Plastica e agricoltura: un rischio da 12,5 milioni di tonnellate
Il tema, come detto, interessa anche e soprattutto il mondo agricolo. Lo scorso anno un rapporto della FAO segnalava come i prodotti in plastica utilizzati dal settore ammontassero ogni anno a 12,5 milioni di tonnellate. Pari al 3,5% del totale globale. A questi si aggiungono poi gli imballaggi alimentari che valgono da soli tre volte tanto (37,3 milioni).
Il problema è particolarmente evidente in Asia dove si registra la metà dell’utilizzo globale. E a preoccupare è soprattutto la crescita della domanda. Secondo la FAO, ad esempio, la richiesta globale di film per serre, pacciamatura e insilati aumenterà del 50% da qui al 2030. Passando da 6,1 a 9,5 milioni di tonnellate.

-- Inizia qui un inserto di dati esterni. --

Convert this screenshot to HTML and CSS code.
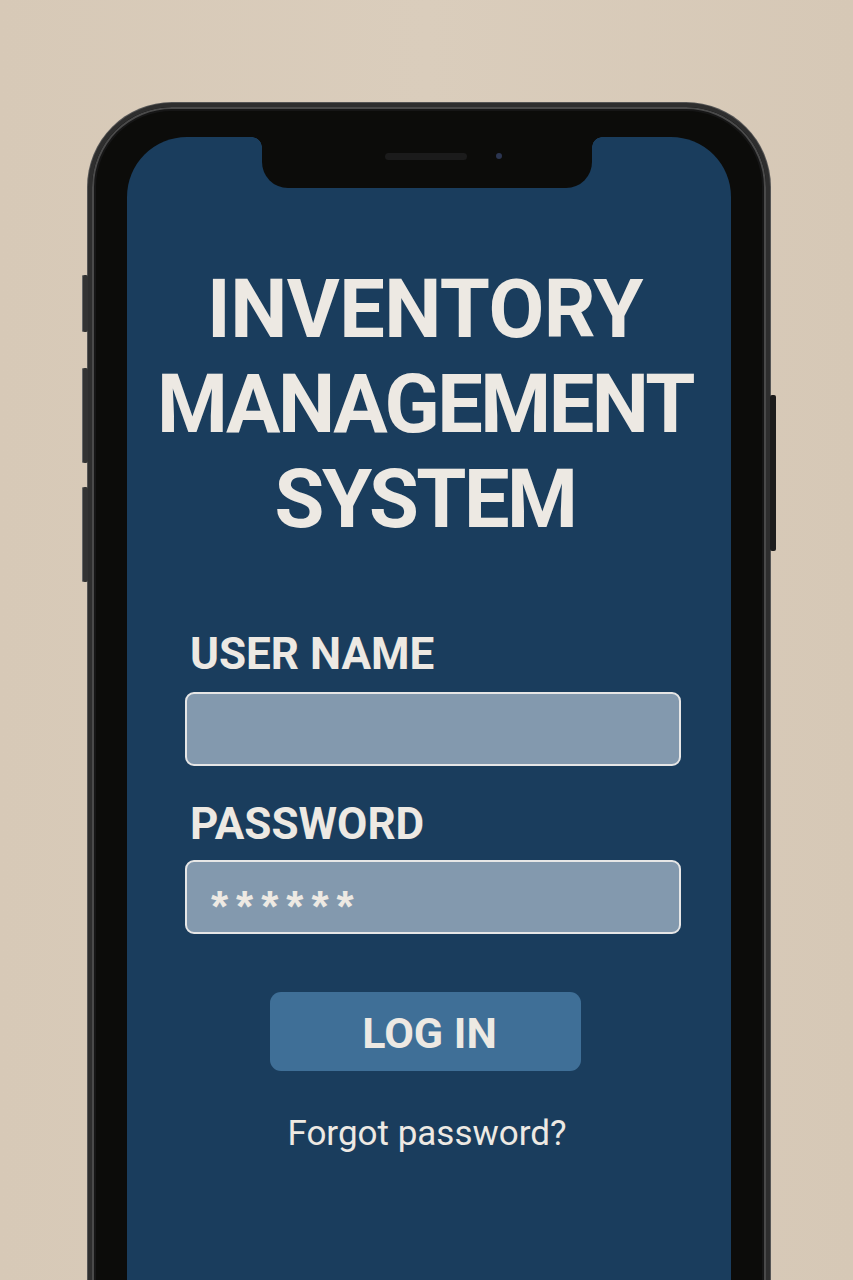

Produzione plastica globale e percentuale utilizzata nell’attività agricola. FONTE: Assessment of Agricultural plastics and their sustainability. FAO, 2021
Il mondo? Ha superato il limite
Gli allarmi si susseguono a ritmo serrato. Nelle scorse settimane, uno studio del Resilience Centre delle Università di Stoccolma e Göteborg ha denunciato definitivamente il superamento del limite. Il mondo, riferisce la ricerca, non è più in grado di sostenere le cosiddette novel entities, ovvero quelle 70mila nuove sostanze chimiche introdotte dall’uomo negli ultimi dieci anni. Gli studiosi svedesi, in particolare, puntano il dito contro pesticidi, farmaci, prodotti industriali e plastica. Ad oggi il mondo ha riciclato solo il 9% di quest’ultima contribuendo così all’inquinamento dei mari e dei terreni.